[Problem] Repeat every line of the data exactly, but not the pictures.

[Data segment]
>>>

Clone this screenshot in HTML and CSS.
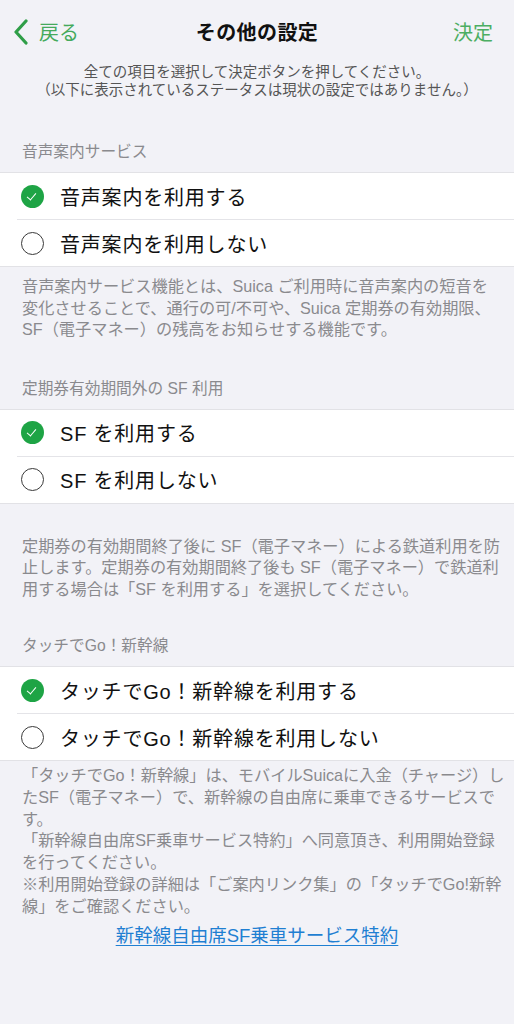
FILE: index.html
```html
<!DOCTYPE html>
<html lang="ja">
<head>
<meta charset="utf-8">
<title>その他の設定</title>
<link rel="stylesheet" href="styles.css">
</head>
<body>
<header class="nav">
  <a class="nav-back" href="#">
    <svg class="chevron" width="16" height="26" viewBox="0 0 16 26"><path d="M13 2 L3 13 L13 24" fill="none" stroke="#2f9e48" stroke-width="3.2" stroke-linecap="round" stroke-linejoin="round"/></svg>
    <span>戻る</span>
  </a>
  <h1 class="nav-title">その他の設定</h1>
  <a class="nav-done" href="#">決定</a>
</header>

<p class="intro">全ての項目を選択して決定ボタンを押してください。<br>（以下に表示されているステータスは現状の設定ではありません。）</p>

<section class="group group-voice">
  <h2 class="group-title">音声案内サービス</h2>
  <ul class="options">
    <li class="option is-checked"><span class="radio"></span><span class="label">音声案内を利用する</span></li>
    <li class="option"><span class="radio"></span><span class="label">音声案内を利用しない</span></li>
  </ul>
  <p class="note">音声案内サービス機能とは、Suica ご利用時に音声案内の短音を<br>変化させることで、通行の可/不可や、Suica 定期券の有効期限、<br>SF（電子マネー）の残高をお知らせする機能です。</p>
</section>

<section class="group group-sf">
  <h2 class="group-title">定期券有効期間外の SF 利用</h2>
  <ul class="options">
    <li class="option is-checked"><span class="radio"></span><span class="label">SF を利用する</span></li>
    <li class="option"><span class="radio"></span><span class="label">SF を利用しない</span></li>
  </ul>
  <p class="note note-spaced">定期券の有効期間終了後に SF（電子マネー）による鉄道利用を防<br>止します。定期券の有効期間終了後も SF（電子マネー）で鉄道利<br>用する場合は「SF を利用する」を選択してください。</p>
</section>

<section class="group group-go">
  <h2 class="group-title">タッチでGo！新幹線</h2>
  <ul class="options">
    <li class="option is-checked"><span class="radio"></span><span class="label">タッチでGo！新幹線を利用する</span></li>
    <li class="option"><span class="radio"></span><span class="label">タッチでGo！新幹線を利用しない</span></li>
  </ul>
  <p class="note note-tight">「タッチでGo！新幹線」は、モバイルSuicaに入金（チャージ）し<br>たSF（電子マネー）で、新幹線の自由席に乗車できるサービスで<br>す。<br>「新幹線自由席SF乗車サービス特約」へ同意頂き、利用開始登録<br>を行ってください。<br>※利用開始登録の詳細は「ご案内リンク集」の「タッチでGo!新幹<br>線」をご確認ください。</p>
</section>

<p class="terms"><a href="#">新幹線自由席SF乗車サービス特約</a></p>
</body>
</html>
```

FILE: styles.css
```css
* { box-sizing: border-box; }

html, body {
  margin: 0;
  padding: 0;
}

body {
  background: #f2f2f7;
  font-family: "Liberation Sans", "Noto Sans CJK JP", sans-serif;
  color: #111;
  width: 514px;
  min-height: 1024px;
}

.nav {
  height: 63px;
  display: grid;
  grid-template-columns: 1fr auto 1fr;
  align-items: center;
  padding: 0 21px;
}

.nav-back {
  display: flex;
  align-items: center;
  gap: 10px;
  color: #45aa5c;
  text-decoration: none;
  font-size: 20px;
  justify-self: start;
  margin-left: -8px;
}

.nav-back .chevron {
  display: block;
  margin-top: 1px;
}

.nav-title {
  margin: 0;
  font-size: 20px;
  font-weight: 700;
  color: #111;
  letter-spacing: 0.4px;
}

.nav-done {
  justify-self: end;
  color: #4cae62;
  text-decoration: none;
  font-size: 20px;
}

.intro {
  margin: 0;
  text-align: center;
  font-size: 14.5px;
  line-height: 18px;
  color: #555;
}

.group-title {
  margin: 0;
  font-weight: 400;
  font-size: 15.7px;
  line-height: 20px;
  color: #8a8a8e;
  padding: 0 22px 10px;
}

.group-voice .group-title { margin-top: 43px; }
.group-sf .group-title { margin-top: 38px; }
.group-go .group-title { margin-top: 36px; }

.options {
  list-style: none;
  margin: 0;
  padding: 0;
  background: #fff;
  border-top: 1px solid #e2e2e6;
  border-bottom: 1px solid #e2e2e6;
}

.option {
  display: flex;
  align-items: center;
  height: 46px;
  padding-left: 21px;
  gap: 16px;
  font-size: 20px;
  letter-spacing: 0.8px;
}

.option + .option {
  border-top: 1px solid #e4e4e8;
  margin-left: 17px;
  padding-left: 4px;
  height: 47px;
}

.radio {
  width: 23px;
  height: 23px;
  border-radius: 50%;
  border: 1.3px solid #3a3a3a;
  flex: none;
  position: relative;
}

.is-checked .radio {
  border: none;
  background: #1ea445;
}

.is-checked .radio::after {
  content: "";
  position: absolute;
  left: 8px;
  top: 6px;
  width: 4px;
  height: 8px;
  border-right: 1.6px solid #fff;
  border-bottom: 1.6px solid #fff;
  transform: rotate(40deg);
}

.note {
  margin: 0;
  padding: 9px 16px 0 22px;
  font-size: 16.2px;
  line-height: 21.5px;
  color: #8a8a8e;
  white-space: nowrap;
}

.note-spaced { padding-top: 32px; }
.note-tight { padding-top: 4px; line-height: 21.8px; }

.terms {
  margin: 6px 0 0;
  text-align: center;
  font-size: 18.5px;
  line-height: 24px;
}

.terms a {
  color: #1f7fd2;
  text-decoration: underline;
  text-underline-offset: 3px;
}
```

<<<

[Task answer]
Clone this screenshot in HTML and CSS.
FILE: index.html
```html
<!DOCTYPE html>
<html lang="ja">
<head>
<meta charset="utf-8">
<title>その他の設定</title>
<link rel="stylesheet" href="styles.css">
</head>
<body>
<header class="nav">
  <a class="nav-back" href="#">
    <svg class="chevron" width="16" height="26" viewBox="0 0 16 26"><path d="M13 2 L3 13 L13 24" fill="none" stroke="#2f9e48" stroke-width="3.2" stroke-linecap="round" stroke-linejoin="round"/></svg>
    <span>戻る</span>
  </a>
  <h1 class="nav-title">その他の設定</h1>
  <a class="nav-done" href="#">決定</a>
</header>

<p class="intro">全ての項目を選択して決定ボタンを押してください。<br>（以下に表示されているステータスは現状の設定ではありません。）</p>

<section class="group group-voice">
  <h2 class="group-title">音声案内サービス</h2>
  <ul class="options">
    <li class="option is-checked"><span class="radio"></span><span class="label">音声案内を利用する</span></li>
    <li class="option"><span class="radio"></span><span class="label">音声案内を利用しない</span></li>
  </ul>
  <p class="note">音声案内サービス機能とは、Suica ご利用時に音声案内の短音を<br>変化させることで、通行の可/不可や、Suica 定期券の有効期限、<br>SF（電子マネー）の残高をお知らせする機能です。</p>
</section>

<section class="group group-sf">
  <h2 class="group-title">定期券有効期間外の SF 利用</h2>
  <ul class="options">
    <li class="option is-checked"><span class="radio"></span><span class="label">SF を利用する</span></li>
    <li class="option"><span class="radio"></span><span class="label">SF を利用しない</span></li>
  </ul>
  <p class="note note-spaced">定期券の有効期間終了後に SF（電子マネー）による鉄道利用を防<br>止します。定期券の有効期間終了後も SF（電子マネー）で鉄道利<br>用する場合は「SF を利用する」を選択してください。</p>
</section>

<section class="group group-go">
  <h2 class="group-title">タッチでGo！新幹線</h2>
  <ul class="options">
    <li class="option is-checked"><span class="radio"></span><span class="label">タッチでGo！新幹線を利用する</span></li>
    <li class="option"><span class="radio"></span><span class="label">タッチでGo！新幹線を利用しない</span></li>
  </ul>
  <p class="note note-tight">「タッチでGo！新幹線」は、モバイルSuicaに入金（チャージ）し<br>たSF（電子マネー）で、新幹線の自由席に乗車できるサービスで<br>す。<br>「新幹線自由席SF乗車サービス特約」へ同意頂き、利用開始登録<br>を行ってください。<br>※利用開始登録の詳細は「ご案内リンク集」の「タッチでGo!新幹<br>線」をご確認ください。</p>
</section>

<p class="terms"><a href="#">新幹線自由席SF乗車サービス特約</a></p>
</body>
</html>
```

FILE: styles.css
```css
* { box-sizing: border-box; }

html, body {
  margin: 0;
  padding: 0;
}

body {
  background: #f2f2f7;
  font-family: "Liberation Sans", "Noto Sans CJK JP", sans-serif;
  color: #111;
  width: 514px;
  min-height: 1024px;
}

.nav {
  height: 63px;
  display: grid;
  grid-template-columns: 1fr auto 1fr;
  align-items: center;
  padding: 0 21px;
}

.nav-back {
  display: flex;
  align-items: center;
  gap: 10px;
  color: #45aa5c;
  text-decoration: none;
  font-size: 20px;
  justify-self: start;
  margin-left: -8px;
}

.nav-back .chevron {
  display: block;
  margin-top: 1px;
}

.nav-title {
  margin: 0;
  font-size: 20px;
  font-weight: 700;
  color: #111;
  letter-spacing: 0.4px;
}

.nav-done {
  justify-self: end;
  color: #4cae62;
  text-decoration: none;
  font-size: 20px;
}

.intro {
  margin: 0;
  text-align: center;
  font-size: 14.5px;
  line-height: 18px;
  color: #555;
}

.group-title {
  margin: 0;
  font-weight: 400;
  font-size: 15.7px;
  line-height: 20px;
  color: #8a8a8e;
  padding: 0 22px 10px;
}

.group-voice .group-title { margin-top: 43px; }
.group-sf .group-title { margin-top: 38px; }
.group-go .group-title { margin-top: 36px; }

.options {
  list-style: none;
  margin: 0;
  padding: 0;
  background: #fff;
  border-top: 1px solid #e2e2e6;
  border-bottom: 1px solid #e2e2e6;
}

.option {
  display: flex;
  align-items: center;
  height: 46px;
  padding-left: 21px;
  gap: 16px;
  font-size: 20px;
  letter-spacing: 0.8px;
}

.option + .option {
  border-top: 1px solid #e4e4e8;
  margin-left: 17px;
  padding-left: 4px;
  height: 47px;
}

.radio {
  width: 23px;
  height: 23px;
  border-radius: 50%;
  border: 1.3px solid #3a3a3a;
  flex: none;
  position: relative;
}

.is-checked .radio {
  border: none;
  background: #1ea445;
}

.is-checked .radio::after {
  content: "";
  position: absolute;
  left: 8px;
  top: 6px;
  width: 4px;
  height: 8px;
  border-right: 1.6px solid #fff;
  border-bottom: 1.6px solid #fff;
  transform: rotate(40deg);
}

.note {
  margin: 0;
  padding: 9px 16px 0 22px;
  font-size: 16.2px;
  line-height: 21.5px;
  color: #8a8a8e;
  white-space: nowrap;
}

.note-spaced { padding-top: 32px; }
.note-tight { padding-top: 4px; line-height: 21.8px; }

.terms {
  margin: 6px 0 0;
  text-align: center;
  font-size: 18.5px;
  line-height: 24px;
}

.terms a {
  color: #1f7fd2;
  text-decoration: underline;
  text-underline-offset: 3px;
}
```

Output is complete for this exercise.